Il capo della Cia a Parigi per i negoziati
Nonostante le difficoltà, i colloqui per cercare di raggiungere una tregua tra Israele e Hamas continuano anche nel fine settimana. Secondo quanto riportato dalla stampa israeliana e araba, citando varie fonti, già ieri sono iniziati nella capitale francese i colloqui tra la delegazione israeliana, guidata dal capo dei servizi segreti del Mossad David Barnea, e i rappresentanti francesi, egiziani e qatarioti. A Parigi si è recato anche il direttore della Cia, William Burns, che ha incontrato i mediatori per discutere delle possibili modalità di un cessate il fuoco. Si tratta del primo viaggio ufficiale del capo della Cia da quando è stato nominato dal presidente americano Joe Biden, che ha espresso il suo sostegno a Israele ma anche la sua preoccupazione per la situazione umanitaria a Gaza.
Sirene d’allarme nel nord di Israele
Nel frattempo, il conflitto non accenna a fermarsi. Nelle ultime ore, si sono registrati intensi combattimenti tra l’esercito israeliano e i militanti di Hamas a Khan Yunis, nel sud della Striscia di Gaza, e nel quartiere Zeitoun di Gaza City.

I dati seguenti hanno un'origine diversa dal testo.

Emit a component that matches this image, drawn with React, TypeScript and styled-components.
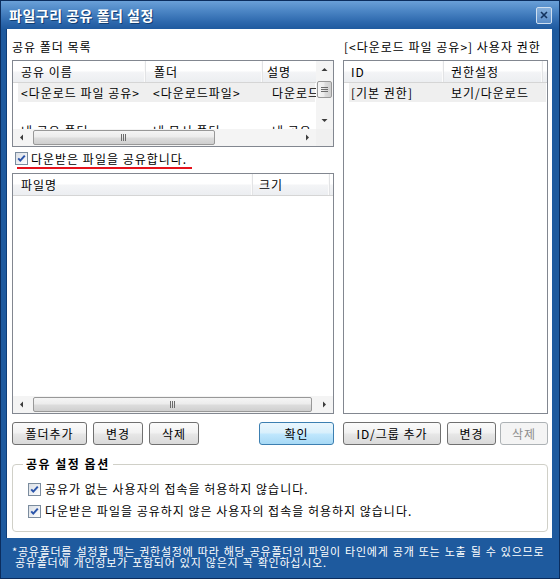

Lo hanno reso noto le Forze armate israeliane sui profili social di IDF. “Molti agenti di Hamas sono stati uccisi nelle ore scorse durante intensi combattimenti a Khan Yunis, nel sud di Gaza, e in una vasta operazione nel quartiere Zeitoun di Gaza City”. In particolare, in quest’ultima area è stata avvistata con un drone “una cellula di Hamas che pianificava di lanciare missili anticarro. Le truppe hanno rapidamente ordinato un attacco aereo”. A Khan Yunis, sempre secondo IDF, i combattimenti sono ancora in corso, con bombardamenti e scontri sul terreno.
Inoltre, per la prima volta da quando è scoppiata la guerra, sono state attivate le sirene d’allarme nel nord di Israele, in seguito al lancio di alcuni razzi dalla Siria. Secondo le fonti militari, si tratterebbe di un gesto simbolico di solidarietà con i palestinesi da parte di alcuni gruppi filo-iraniani operanti in quei territori.